● INSTRUCTIONS TO FOLLOW: Leaving the pictures aside, transcribe every line below exactly.

● DATA IN THIS EXERCISE:
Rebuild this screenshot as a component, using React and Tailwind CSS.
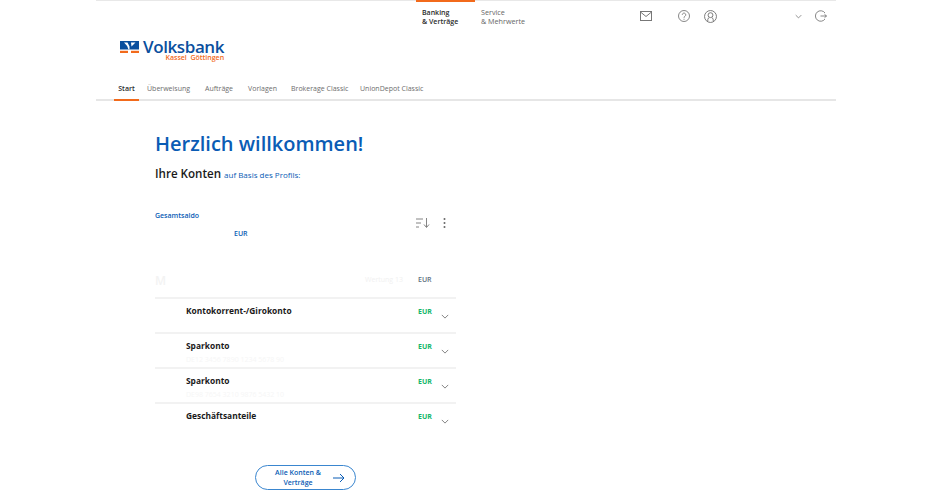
import React from 'react';

const tabs = [
  { label: 'Überweisung', w: 'w-[58px]' },
  { label: 'Aufträge', w: 'w-[43px]' },
  { label: 'Vorlagen', w: 'w-[43px]' },
  { label: 'Brokerage Classic', w: 'w-[69px]' },
  { label: 'UnionDepot Classic', w: 'w-[80px]' },
];

const accounts = [
  { name: 'Kontokorrent-/Girokonto', sub: '' },
  { name: 'Sparkonto', sub: 'DE12 3456 7890 1234 5678 90' },
  { name: 'Sparkonto', sub: 'DE98 7654 3210 9876 5432 10' },
  { name: 'Geschäftsanteile', sub: '' },
];

const Chevron = ({ className }) => (
  <svg className={className} viewBox="0 0 10 6" fill="none" stroke="#666" strokeWidth="1">
    <path d="M1 1l4 4 4-4" />
  </svg>
);

const Logo = () => (
  <div className="flex items-start">
    <svg className="w-[19px] h-[12px] mt-[1px]" viewBox="0 0 19 12">
      <rect x="0" y="0" width="19" height="8.5" fill="#0a4f9e" />
      <path d="M4 1.500h3.500L9.500 5.500V8.500H8.500Q8 5 4 1.500zM11 1.500h4.500L11.500 5.500z" fill="#fff" />
      <rect x="0" y="9.800" width="8" height="2.200" fill="#f26a1b" />
      <rect x="11" y="9.800" width="8" height="2.200" fill="#f26a1b" />
    </svg>
    <div className="ml-[4px] flex flex-col items-end">
      <span className="text-[17px] leading-[14px] font-semibold tracking-[-0.4px] text-[#0a4f9e]">Volksbank</span>
      <span className="text-[7px] leading-[8px] font-semibold text-[#f26a1b] whitespace-pre">Kassel  Göttingen</span>
    </div>
  </div>
);

export default function App() {
  return (
    <div className="w-[930px] h-[500px] overflow-hidden bg-white font-['Open_Sans',sans-serif]">
      <div className="w-[740px] ml-[96px]">
        {/* Top bar */}
        <div className="h-[32px] border-t border-[#e8e8e8] flex">
          <div className="ml-[320px] w-[59px] -mt-[1px] h-[33px] border-t-2 border-[#f26a1b] pl-[6px] pt-[6px] text-[7px] leading-[9px] font-semibold text-[#2b2b2b]">
            Banking<br />&amp; Verträge
          </div>
          <div className="ml-[6px] w-[100px] pt-[7px] text-[7.2px] leading-[9px] text-[#666]">
            Service<br />&amp; Mehrwerte
          </div>
          <div className="flex items-center -mt-[1px]">
            <svg className="ml-[59px] w-[12px] h-[10px]" viewBox="0 0 12 10" fill="none" stroke="#777" strokeWidth="1">
              <rect x="0.5" y="0.5" width="11" height="9" />
              <path d="M0.5 1l5.500 4.500L11.500 1" />
            </svg>
            <svg className="ml-[26px] w-[12px] h-[12px]" viewBox="0 0 24 24" fill="none" stroke="#6a6a6a" strokeWidth="1.6">
              <circle cx="12" cy="12" r="11" />
              <path d="M8.500 9.500a3.500 3.500 0 1 1 5.500 3c-1.300.9-2 1.500-2 3M12 17.500v2" />
            </svg>
            <svg className="ml-[14px] w-[13px] h-[13px]" viewBox="0 0 24 24" fill="none" stroke="#6a6a6a" strokeWidth="1.6">
              <circle cx="12" cy="12" r="11" />
              <circle cx="12" cy="9.500" r="4.500" />
              <path d="M7 21v-3.500q0-2.500 2.500-3M17 21v-3.500q0-2.500-2.500-3" />
            </svg>
            <Chevron className="ml-[78px] w-[7px] h-[5px]" />
            <svg className="ml-[13px] w-[12px] h-[12px]" viewBox="0 0 24 24" fill="none" stroke="#6a6a6a" strokeWidth="1.6">
              <path d="M20 6A10.500 10.500 0 1 0 20 18" />
              <path d="M11 12h12M19 8.500l4 3.500-4 3.500" />
            </svg>
          </div>
        </div>

        {/* Logo */}
        <div className="pl-[24px] pt-[8px] h-[41px]">
          <Logo />
        </div>

        {/* Tabs */}
        <div className="h-[28px] border-b-2 border-[#e6e6e6] flex text-[7px]">
          <div className="ml-[18px] w-[25px] h-[28px] border-b-2 border-[#f26a1b] flex items-center justify-center pt-[6px] font-semibold text-[#2b2b2b]">
            Start
          </div>
          <div className="w-[8px]" />
          {tabs.map((t) => (
            <div key={t.label} className={`${t.w} h-[26px] flex items-center pt-[6px] text-[#6d6d6d] whitespace-nowrap`}>
              {t.label}
            </div>
          ))}
        </div>

        {/* Content */}
        <div className="ml-[59px] w-[301px]">
          <h1 className="mt-[27px] text-[20px] leading-[32px] font-semibold text-[#0a5cb5] whitespace-nowrap">
            Herzlich willkommen!
          </h1>
          <div className="mt-[5px] h-[22px] flex items-baseline">
            <span className="text-[11.6px] font-semibold text-[#1a1a1a]">Ihre Konten</span>
            <span className="ml-[3px] text-[8px] text-[#0a5cb5]">auf Basis des Profils:</span>
          </div>

          <div className="mt-[24px] flex justify-between">
            <div>
              <div className="text-[7px] leading-[10px] font-semibold text-[#0a5cb5]">Gesamtsaldo</div>
              <div className="mt-[8px] pl-[79px] text-[7px] leading-[10px] font-semibold text-[#0a5cb5]">EUR</div>
            </div>
            <div className="flex items-center h-[14px] mt-[5px] pr-[10px]">
              <svg className="w-[14px] h-[10px]" viewBox="0 0 14 10" fill="none" stroke="#777" strokeWidth="0.9">
                <path d="M0 1h7M0 5h5M0 9h3M10.500 0v9M8 6.500l2.500 3 2.500-3" />
              </svg>
              <svg className="ml-[13px] w-[3px] h-[10px]" viewBox="0 0 3 10" fill="#666">
                <circle cx="1.500" cy="1" r="1" />
                <circle cx="1.500" cy="5" r="1" />
                <circle cx="1.500" cy="9" r="1" />
              </svg>
            </div>
          </div>

          {/* Faded group row */}
          <div className="mt-[35px] h-[23px] flex items-start">
            <span className="text-[12px] leading-[14px] font-semibold text-[#f3f3f3] w-[210px]">M</span>
            <span className="text-[7px] leading-[12px] text-[#f1f1f1] w-[53px] whitespace-nowrap">Wertung 13</span>
            <span className="text-[7px] leading-[12px] font-semibold text-[#5e7080]">EUR</span>
          </div>

          {accounts.map((a) => (
            <div key={a.name + a.sub} className="h-[35px] border-t-2 border-[#f2f2f2] flex">
              <div className="ml-[31px] w-[232px] pt-[6px]">
                <div className="text-[8.4px] leading-[12px] font-bold text-[#1a1a1a]">{a.name}</div>
                <div className="mt-[3px] text-[7px] leading-[9px] text-[#f6f6f6] whitespace-nowrap">{a.sub}</div>
              </div>
              <div className="pt-[8px] w-[23px] text-[7px] leading-[10px] font-bold text-[#12b76a]">EUR</div>
              <div className="pt-[15px]">
                <Chevron className="w-[8px] h-[5px]" />
              </div>
            </div>
          ))}

          <div className="mt-[28px] ml-[100px] w-[101px] h-[25px] rounded-full border border-[#3a86cf] flex items-center">
            <div className="w-[70px] ml-[7px] text-center text-[7px] leading-[10px] font-semibold text-[#0a5cb5]">
              Alle Konten &amp; Verträge
            </div>
            <svg className="ml-[0px] w-[12px] h-[10px]" viewBox="0 0 12 10" fill="none" stroke="#0a5cb5" strokeWidth="1">
              <path d="M0 5h11M7 1l4 4-4 4" />
            </svg>
          </div>
        </div>
      </div>
    </div>
  );
}
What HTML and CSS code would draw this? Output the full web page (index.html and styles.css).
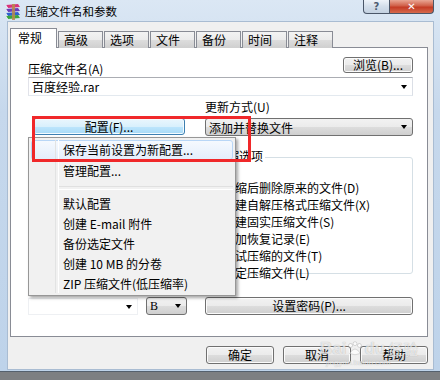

● WRITTEN ANSWER:
Rebuild this screenshot as a component, using React and Tailwind CSS.
import React from 'react';

const tabs = [
  { label: 'Überweisung', w: 'w-[58px]' },
  { label: 'Aufträge', w: 'w-[43px]' },
  { label: 'Vorlagen', w: 'w-[43px]' },
  { label: 'Brokerage Classic', w: 'w-[69px]' },
  { label: 'UnionDepot Classic', w: 'w-[80px]' },
];

const accounts = [
  { name: 'Kontokorrent-/Girokonto', sub: '' },
  { name: 'Sparkonto', sub: 'DE12 3456 7890 1234 5678 90' },
  { name: 'Sparkonto', sub: 'DE98 7654 3210 9876 5432 10' },
  { name: 'Geschäftsanteile', sub: '' },
];

const Chevron = ({ className }) => (
  <svg className={className} viewBox="0 0 10 6" fill="none" stroke="#666" strokeWidth="1">
    <path d="M1 1l4 4 4-4" />
  </svg>
);

const Logo = () => (
  <div className="flex items-start">
    <svg className="w-[19px] h-[12px] mt-[1px]" viewBox="0 0 19 12">
      <rect x="0" y="0" width="19" height="8.5" fill="#0a4f9e" />
      <path d="M4 1.500h3.500L9.500 5.500V8.500H8.500Q8 5 4 1.500zM11 1.500h4.500L11.500 5.500z" fill="#fff" />
      <rect x="0" y="9.800" width="8" height="2.200" fill="#f26a1b" />
      <rect x="11" y="9.800" width="8" height="2.200" fill="#f26a1b" />
    </svg>
    <div className="ml-[4px] flex flex-col items-end">
      <span className="text-[17px] leading-[14px] font-semibold tracking-[-0.4px] text-[#0a4f9e]">Volksbank</span>
      <span className="text-[7px] leading-[8px] font-semibold text-[#f26a1b] whitespace-pre">Kassel  Göttingen</span>
    </div>
  </div>
);

export default function App() {
  return (
    <div className="w-[930px] h-[500px] overflow-hidden bg-white font-['Open_Sans',sans-serif]">
      <div className="w-[740px] ml-[96px]">
        {/* Top bar */}
        <div className="h-[32px] border-t border-[#e8e8e8] flex">
          <div className="ml-[320px] w-[59px] -mt-[1px] h-[33px] border-t-2 border-[#f26a1b] pl-[6px] pt-[6px] text-[7px] leading-[9px] font-semibold text-[#2b2b2b]">
            Banking<br />&amp; Verträge
          </div>
          <div className="ml-[6px] w-[100px] pt-[7px] text-[7.2px] leading-[9px] text-[#666]">
            Service<br />&amp; Mehrwerte
          </div>
          <div className="flex items-center -mt-[1px]">
            <svg className="ml-[59px] w-[12px] h-[10px]" viewBox="0 0 12 10" fill="none" stroke="#777" strokeWidth="1">
              <rect x="0.5" y="0.5" width="11" height="9" />
              <path d="M0.5 1l5.500 4.500L11.500 1" />
            </svg>
            <svg className="ml-[26px] w-[12px] h-[12px]" viewBox="0 0 24 24" fill="none" stroke="#6a6a6a" strokeWidth="1.6">
              <circle cx="12" cy="12" r="11" />
              <path d="M8.500 9.500a3.500 3.500 0 1 1 5.500 3c-1.300.9-2 1.500-2 3M12 17.500v2" />
            </svg>
            <svg className="ml-[14px] w-[13px] h-[13px]" viewBox="0 0 24 24" fill="none" stroke="#6a6a6a" strokeWidth="1.6">
              <circle cx="12" cy="12" r="11" />
              <circle cx="12" cy="9.500" r="4.500" />
              <path d="M7 21v-3.500q0-2.500 2.500-3M17 21v-3.500q0-2.500-2.500-3" />
            </svg>
            <Chevron className="ml-[78px] w-[7px] h-[5px]" />
            <svg className="ml-[13px] w-[12px] h-[12px]" viewBox="0 0 24 24" fill="none" stroke="#6a6a6a" strokeWidth="1.6">
              <path d="M20 6A10.500 10.500 0 1 0 20 18" />
              <path d="M11 12h12M19 8.500l4 3.500-4 3.500" />
            </svg>
          </div>
        </div>

        {/* Logo */}
        <div className="pl-[24px] pt-[8px] h-[41px]">
          <Logo />
        </div>

        {/* Tabs */}
        <div className="h-[28px] border-b-2 border-[#e6e6e6] flex text-[7px]">
          <div className="ml-[18px] w-[25px] h-[28px] border-b-2 border-[#f26a1b] flex items-center justify-center pt-[6px] font-semibold text-[#2b2b2b]">
            Start
          </div>
          <div className="w-[8px]" />
          {tabs.map((t) => (
            <div key={t.label} className={`${t.w} h-[26px] flex items-center pt-[6px] text-[#6d6d6d] whitespace-nowrap`}>
              {t.label}
            </div>
          ))}
        </div>

        {/* Content */}
        <div className="ml-[59px] w-[301px]">
          <h1 className="mt-[27px] text-[20px] leading-[32px] font-semibold text-[#0a5cb5] whitespace-nowrap">
            Herzlich willkommen!
          </h1>
          <div className="mt-[5px] h-[22px] flex items-baseline">
            <span className="text-[11.6px] font-semibold text-[#1a1a1a]">Ihre Konten</span>
            <span className="ml-[3px] text-[8px] text-[#0a5cb5]">auf Basis des Profils:</span>
          </div>

          <div className="mt-[24px] flex justify-between">
            <div>
              <div className="text-[7px] leading-[10px] font-semibold text-[#0a5cb5]">Gesamtsaldo</div>
              <div className="mt-[8px] pl-[79px] text-[7px] leading-[10px] font-semibold text-[#0a5cb5]">EUR</div>
            </div>
            <div className="flex items-center h-[14px] mt-[5px] pr-[10px]">
              <svg className="w-[14px] h-[10px]" viewBox="0 0 14 10" fill="none" stroke="#777" strokeWidth="0.9">
                <path d="M0 1h7M0 5h5M0 9h3M10.500 0v9M8 6.500l2.500 3 2.500-3" />
              </svg>
              <svg className="ml-[13px] w-[3px] h-[10px]" viewBox="0 0 3 10" fill="#666">
                <circle cx="1.500" cy="1" r="1" />
                <circle cx="1.500" cy="5" r="1" />
                <circle cx="1.500" cy="9" r="1" />
              </svg>
            </div>
          </div>

          {/* Faded group row */}
          <div className="mt-[35px] h-[23px] flex items-start">
            <span className="text-[12px] leading-[14px] font-semibold text-[#f3f3f3] w-[210px]">M</span>
            <span className="text-[7px] leading-[12px] text-[#f1f1f1] w-[53px] whitespace-nowrap">Wertung 13</span>
            <span className="text-[7px] leading-[12px] font-semibold text-[#5e7080]">EUR</span>
          </div>

          {accounts.map((a) => (
            <div key={a.name + a.sub} className="h-[35px] border-t-2 border-[#f2f2f2] flex">
              <div className="ml-[31px] w-[232px] pt-[6px]">
                <div className="text-[8.4px] leading-[12px] font-bold text-[#1a1a1a]">{a.name}</div>
                <div className="mt-[3px] text-[7px] leading-[9px] text-[#f6f6f6] whitespace-nowrap">{a.sub}</div>
              </div>
              <div className="pt-[8px] w-[23px] text-[7px] leading-[10px] font-bold text-[#12b76a]">EUR</div>
              <div className="pt-[15px]">
                <Chevron className="w-[8px] h-[5px]" />
              </div>
            </div>
          ))}

          <div className="mt-[28px] ml-[100px] w-[101px] h-[25px] rounded-full border border-[#3a86cf] flex items-center">
            <div className="w-[70px] ml-[7px] text-center text-[7px] leading-[10px] font-semibold text-[#0a5cb5]">
              Alle Konten &amp; Verträge
            </div>
            <svg className="ml-[0px] w-[12px] h-[10px]" viewBox="0 0 12 10" fill="none" stroke="#0a5cb5" strokeWidth="1">
              <path d="M0 5h11M7 1l4 4-4 4" />
            </svg>
          </div>
        </div>
      </div>
    </div>
  );
}
What HTML and CSS code would draw this? Output the full web page (index.html and styles.css).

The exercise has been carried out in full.